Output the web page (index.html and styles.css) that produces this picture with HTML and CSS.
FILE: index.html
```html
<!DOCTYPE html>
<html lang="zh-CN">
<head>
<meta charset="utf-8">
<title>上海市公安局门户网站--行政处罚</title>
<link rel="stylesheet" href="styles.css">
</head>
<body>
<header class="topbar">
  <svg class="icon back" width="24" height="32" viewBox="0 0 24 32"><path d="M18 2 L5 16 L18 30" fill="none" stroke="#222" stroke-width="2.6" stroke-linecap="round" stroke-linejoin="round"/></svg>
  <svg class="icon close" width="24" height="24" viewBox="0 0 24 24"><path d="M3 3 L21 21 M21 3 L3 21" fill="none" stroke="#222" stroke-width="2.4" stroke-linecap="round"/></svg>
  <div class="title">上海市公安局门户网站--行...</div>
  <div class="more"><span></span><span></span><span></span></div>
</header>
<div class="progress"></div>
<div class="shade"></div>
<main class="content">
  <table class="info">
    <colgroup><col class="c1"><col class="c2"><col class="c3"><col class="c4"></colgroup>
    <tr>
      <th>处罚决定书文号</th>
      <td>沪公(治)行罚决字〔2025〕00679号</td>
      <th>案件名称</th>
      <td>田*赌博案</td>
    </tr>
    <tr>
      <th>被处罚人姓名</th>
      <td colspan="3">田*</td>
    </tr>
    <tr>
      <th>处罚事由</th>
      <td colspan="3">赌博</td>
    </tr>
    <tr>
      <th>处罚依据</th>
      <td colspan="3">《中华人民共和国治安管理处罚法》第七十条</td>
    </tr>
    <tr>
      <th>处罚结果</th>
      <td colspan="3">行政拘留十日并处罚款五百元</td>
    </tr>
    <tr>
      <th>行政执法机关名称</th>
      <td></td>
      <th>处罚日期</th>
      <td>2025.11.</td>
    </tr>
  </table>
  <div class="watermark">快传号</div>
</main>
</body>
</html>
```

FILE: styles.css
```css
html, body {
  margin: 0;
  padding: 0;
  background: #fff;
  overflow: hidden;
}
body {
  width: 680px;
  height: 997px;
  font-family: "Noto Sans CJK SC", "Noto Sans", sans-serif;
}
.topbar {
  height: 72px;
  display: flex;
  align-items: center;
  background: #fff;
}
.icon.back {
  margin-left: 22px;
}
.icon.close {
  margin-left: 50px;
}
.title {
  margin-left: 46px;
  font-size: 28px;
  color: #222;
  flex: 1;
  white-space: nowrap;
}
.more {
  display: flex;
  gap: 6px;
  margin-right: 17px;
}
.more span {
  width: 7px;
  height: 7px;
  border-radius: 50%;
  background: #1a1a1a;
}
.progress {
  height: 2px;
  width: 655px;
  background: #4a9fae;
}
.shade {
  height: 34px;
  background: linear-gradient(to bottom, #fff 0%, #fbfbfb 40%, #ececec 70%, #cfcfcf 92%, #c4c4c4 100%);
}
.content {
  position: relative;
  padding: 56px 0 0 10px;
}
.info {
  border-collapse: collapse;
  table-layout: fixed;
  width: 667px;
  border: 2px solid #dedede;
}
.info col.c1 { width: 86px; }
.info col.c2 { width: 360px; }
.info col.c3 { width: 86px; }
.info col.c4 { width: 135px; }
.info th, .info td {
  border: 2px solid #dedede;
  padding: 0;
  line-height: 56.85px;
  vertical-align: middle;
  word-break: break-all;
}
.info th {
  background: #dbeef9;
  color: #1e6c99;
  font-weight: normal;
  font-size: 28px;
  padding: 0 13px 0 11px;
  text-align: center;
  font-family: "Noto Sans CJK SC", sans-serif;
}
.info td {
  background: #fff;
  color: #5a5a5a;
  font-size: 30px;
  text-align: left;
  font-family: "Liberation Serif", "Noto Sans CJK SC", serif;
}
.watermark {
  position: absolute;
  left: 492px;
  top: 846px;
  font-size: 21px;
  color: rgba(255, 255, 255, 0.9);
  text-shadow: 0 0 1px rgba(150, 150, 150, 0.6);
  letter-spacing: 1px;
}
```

Aim.
Give only the number of lines in the data that include the string "styles".

Correct result.
3